Banana bread

Growing up I couldn't wait to go to my cabin every weekend to visit my Nana.  She'd always have her fresh baked banana bread waiting for me.  I learned the recipe and have mastered and perfected it.  The key to making the perfect banana bread isn't the ingredients, it's the process, so pay attention to the detailed directions.  I hope you enjoy it as much as I do!

Ingredients:

4 ripe bananas
1 stick of room temperature butter
2 eggs
1 cup of Cane or Baker's sugar
1 cup of flour
1 tsp. of vanilla
1 tsp. of baking soda
1 tsp. of baking powder
1 tsp. of salt
1 tsp. of cinnamon
3 medium sized mixing bowls
4 mini loaf pan or 1 regular size bread loaf pan
1 toothpick

Preheat oven to 425 degrees.

Lightly coat the loaf pan with butter, add a pinch of flour to coat all sides, set aside.

Mash the ripe bananas until they're pudding like consistency, set aside.

Beat butter, 2 eggs, sugar, and vanilla, set aside.

Mix flour, baking soda, baking powder, salt, and cinnamon, set aside.

Pour half of the banana mixture into the butter, eggs, and salt mixture.  Then add half of the flour mixture.  Stir with a wooden spoon.  Then add the rest of the banana mixture and flour mixture into the rest of the butter, eggs, and salt.  Again stir with a wooden spoon making sure everything is blended together.  DO NOT beat and DO NOT over stir.
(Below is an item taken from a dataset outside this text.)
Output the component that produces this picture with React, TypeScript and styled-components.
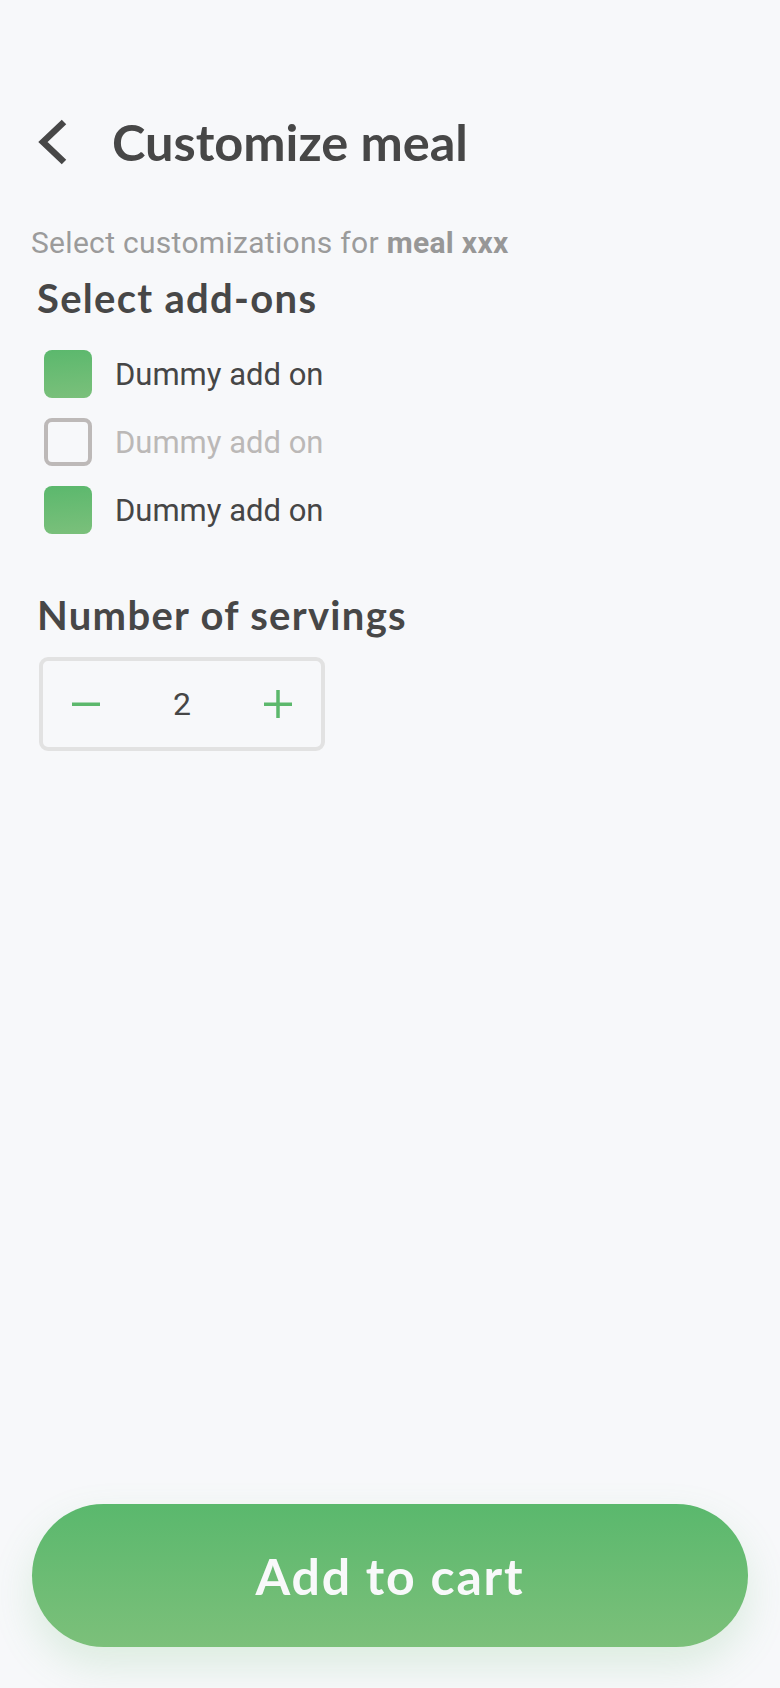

Pour the banana bread mixture into the loaf pan.  If you're using the mini loaf pan, bake at 425 degrees for 35-45 minutes.  For a regular size loaf pan, bake for 60-80 minutes.  Put a toothpick through the center of the bread.  To know it's done, the toothpick should have very little to no bread on it.

Take out of the oven and put on a cooling rack for at least an hour.  Enjoy!